Quiet time away from one’s instrument (and time with one’s scores) is essential for all performances, especially the day of a concert. The day of a concert, it is ideal to practice little and rest—not always a possibility. Make it a priority!


For many of you, this is already obvious. However, nearly five decades on planet earth, I’ve finally figured it out. I’ve made a certain amount of quiet prayer within minutes of a performance an essential concert ritual. I’ve only begun doing this only in the last year. I am not pious, and I am a great sinner. (Many of you are nodding your heads…) But I’m embarrassed to say, I feel I have only discovered this necessity recently. This does not simply make me “feel good” or calm my nerves.

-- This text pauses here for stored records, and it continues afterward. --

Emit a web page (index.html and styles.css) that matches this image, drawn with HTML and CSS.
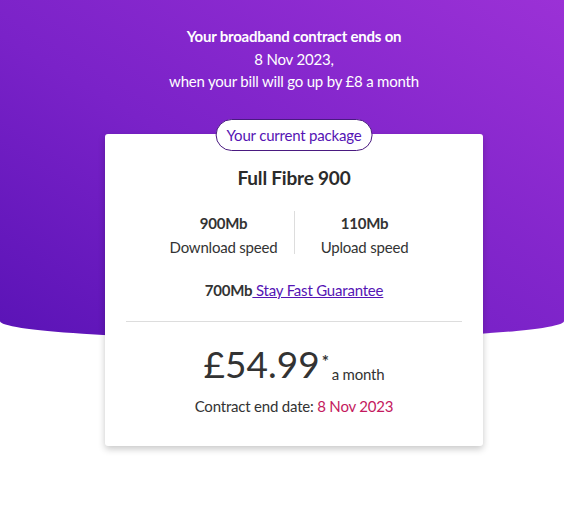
FILE: index.html
```html
<!DOCTYPE html>
<html lang="en">
<head>
<meta charset="utf-8">
<title>Your current package</title>
<link rel="stylesheet" href="styles.css">
</head>
<body>
<main class="hero">
  <div class="content">
    <section class="intro">
      <p class="intro-title">Your broadband contract ends on</p>
      <p>8 Nov 2023,</p>
      <p>when your bill will go up by £8 a month</p>
    </section>
    <section class="card">
      <div class="pill">Your current package</div>
      <h2 class="plan">Full Fibre 900</h2>
      <div class="speeds">
        <div class="speed">
          <strong>900Mb</strong>
          <span>Download speed</span>
        </div>
        <div class="divider"></div>
        <div class="speed">
          <strong>110Mb</strong>
          <span>Upload speed</span>
        </div>
      </div>
      <p class="guarantee"><strong>700Mb</strong><a href="#"> Stay Fast Guarantee</a></p>
      <hr class="rule">
      <p class="price"><span class="amount">£54.99</span><sup class="star">*</sup><span class="per">a month</span></p>
      <p class="end">Contract end date: <span class="date">8 Nov 2023</span></p>
    </section>
  </div>
</main>
</body>
</html>
```
FILE: styles.css
```css
html, body {
  margin: 0;
  padding: 0;
  background: #ffffff;
}
body {
  font-family: Lato, "Noto Sans", sans-serif;
  color: #333333;
  width: 564px;
  height: 526px;
  overflow: hidden;
  letter-spacing: -0.2px;
}
.hero {
  position: relative;
  z-index: 0;
  display: block;
}
.hero::before {
  content: "";
  position: absolute;
  left: 0;
  right: 0;
  top: 0;
  height: 339px;
  background: linear-gradient(to top right, #5a13b6 0%, #7a22c8 45%, #9b31d6 100%);
  border-radius: 0 0 50% 50% / 0 0 18px 18px;
  z-index: -1;
}
.content {
  padding: 25px 0 0 24px;
  display: flex;
  flex-direction: column;
  align-items: center;
}
.intro {
  text-align: center;
  color: #ffffff;
  font-size: 15px;
  line-height: 22.5px;
}
.intro p {
  margin: 0;
}
.intro-title {
  font-weight: 700;
}
.card {
  position: relative;
  margin-top: 41px;
  width: 378px;
  box-sizing: border-box;
  background: #ffffff;
  border-radius: 3px;
  box-shadow: 0 3px 7px rgba(0, 0, 0, 0.22);
  padding: 32px 21px 28px;
  display: flex;
  flex-direction: column;
  align-items: center;
}
.pill {
  position: absolute;
  top: -15px;
  left: 50%;
  transform: translateX(-50%);
  background: #ffffff;
  border: 1px solid #4a1a80;
  border-radius: 16px;
  padding: 0 10px;
  height: 30px;
  line-height: 30px;
  font-size: 15px;
  color: #5514b4;
  white-space: nowrap;
}
.plan {
  margin: 0;
  font-size: 19px;
  line-height: 24px;
  font-weight: 700;
  color: #2b2b2b;
}
.speeds {
  margin-top: 21px;
  display: flex;
  align-items: flex-start;
}
.speed {
  width: 140px;
  display: flex;
  flex-direction: column;
  align-items: center;
  font-size: 15px;
  line-height: 24px;
}
.speed strong {
  font-weight: 700;
}
.divider {
  width: 1px;
  height: 43px;
  background: #dddddd;
}
.guarantee {
  margin: 19px 0 0;
  font-size: 15px;
  line-height: 24px;
}
.guarantee a {
  color: #5514b4;
  text-decoration: underline;
}
.rule {
  align-self: stretch;
  margin: 19px 0 0;
  border: 0;
  border-top: 1px solid #dddddd;
  height: 0;
}
.price {
  margin: 22px 0 0;
  line-height: 40px;
  display: flex;
  align-items: baseline;
}
.amount {
  font-size: 37px;
  color: #333333;
  letter-spacing: 0;
}
.star {
  font-size: 17px;
  font-weight: 700;
  align-self: flex-start;
  line-height: 20px;
  margin: 8px 0 0 2px;
}
.per {
  font-size: 15px;
  margin-left: 3px;
  position: relative;
  top: 2px;
}
.end {
  margin: 2px 0 0;
  font-size: 15px;
  line-height: 24px;
}
.date {
  color: #c4195e;
}
```
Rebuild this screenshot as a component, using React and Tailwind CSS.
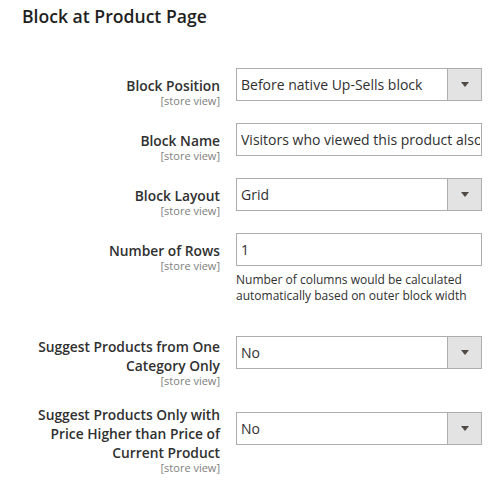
import React from 'react';

const font = { fontFamily: '"Open Sans", "Liberation Sans", sans-serif' };

const Label = ({ lines, className = '' }) => (
    <div className={`w-[220px] shrink-0 text-right ${className}`}>
        <div className="text-[13.8px] leading-[19px] font-semibold text-[#303030]">
            {lines.map((l, i) => (
                <div key={i}>{l}</div>
            ))}
        </div>
        <div className="text-[11px] leading-[12px] text-[#808080]">[store view]</div>
    </div>
);

const Select = ({ value }) => (
    <div className="flex h-[33px] w-[246px] border border-[#adadad] bg-white">
        <div className="flex-1 pl-[4px] text-[14px] leading-[31px] text-[#303030]">{value}</div>
        <div className="flex w-[34px] items-center justify-center border-l border-[#adadad] bg-[#e3e3e3]">
            <svg width="8" height="5" viewBox="0 0 8 5">
                <path d="M0 0h8L4 5z" fill="#514943" />
            </svg>
        </div>
    </div>
);

const TextInput = ({ value }) => (
    <input
        readOnly
        value={value}
        className="block h-[33px] w-[246px] border border-[#adadad] bg-white pl-[4px] pr-[1px] text-[14px] text-[#303030] outline-none"
        style={font}
    />
);

export default function App() {
    return (
        <div className="h-[483px] w-[503px] overflow-hidden bg-white" style={font}>
            <h2 className="pl-[22px] pt-[5px] text-[17.6px] leading-[23px] font-semibold text-[#1f1f1f]">
                Block at Product Page
            </h2>

            <div className="flex flex-col">
                <div className="mt-[40px] flex gap-[16px]">
                    <Label lines={['Block Position']} className="pt-[7.5px]" />
                    <Select value="Before native Up-Sells block" />
                </div>

                <div className="mt-[16.5px] flex gap-[16px]">
                    <Label lines={['Block Name']} className="pt-[7.5px]" />
                    <TextInput value="Visitors who viewed this product also viewed" />
                </div>

                <div className="mt-[16.5px] flex gap-[16px]">
                    <Label lines={['Block Layout']} className="pt-[7.5px]" />
                    <Select value="Grid" />
                </div>

                <div className="mt-[16.5px] flex gap-[16px]">
                    <Label lines={['Number of Rows']} className="pt-[7.5px]" />
                    <div>
                        <TextInput value="1" />
                        <p className="mt-[6px] text-[12px] leading-[16px] text-[#303030]">
                            Number of columns would be calculated
                            <br />
                            automatically based on outer block width
                        </p>
                    </div>
                </div>

                <div className="mt-[32px] flex gap-[16px]">
                    <Label lines={['Suggest Products from One', 'Category Only']} className="pt-[1px]" />
                    <Select value="No" />
                </div>

                <div className="mt-[17.5px] flex gap-[16px]">
                    <Label lines={['Suggest Products Only with', 'Price Higher than Price of', 'Current Product']} />
                    <div className="pt-[7.5px]">
                        <Select value="No" />
                    </div>
                </div>
            </div>
        </div>
    );
}
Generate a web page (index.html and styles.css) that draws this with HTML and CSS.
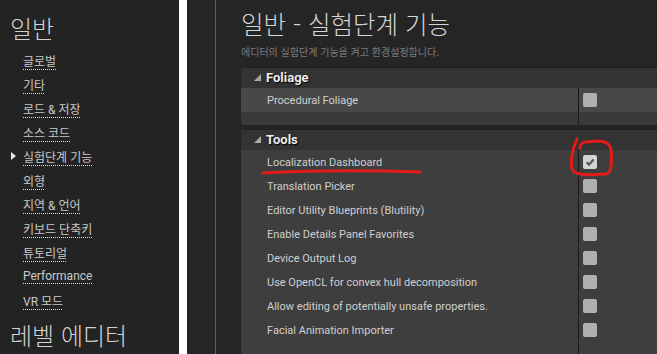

It might. But I could find any number of other things to do that.

But a quick decade of the rosary literally minutes prior to performance has recently helped me focus on what matters: Even in concert, what we do is not for our own glorification, but to serve God in the way He intends. Prayer assists one to be the mindset of gratitude to God for the opportunity to compose, perform, to transmit spirit, emotion, and therefore prayer to others. It is a rare opportunity and a gift to be able to do so.

I have found a bit (or all) of the rosary helpful in that I allow my mind to rest and for God to take over. I don’t have the right words.

It is also exceedingly important to set up a place to do this away from distractions: other performers, a page-turner, family, friends, etc. It may be anti-social in the moment, but it is for the greater good.

Performance is a time that a performer’s heart, soul, and mind is exposed—baring all to an audience. Likewise, prayer helps bare one’s heart, mind, body, and soul to God. What we do, we do for Him.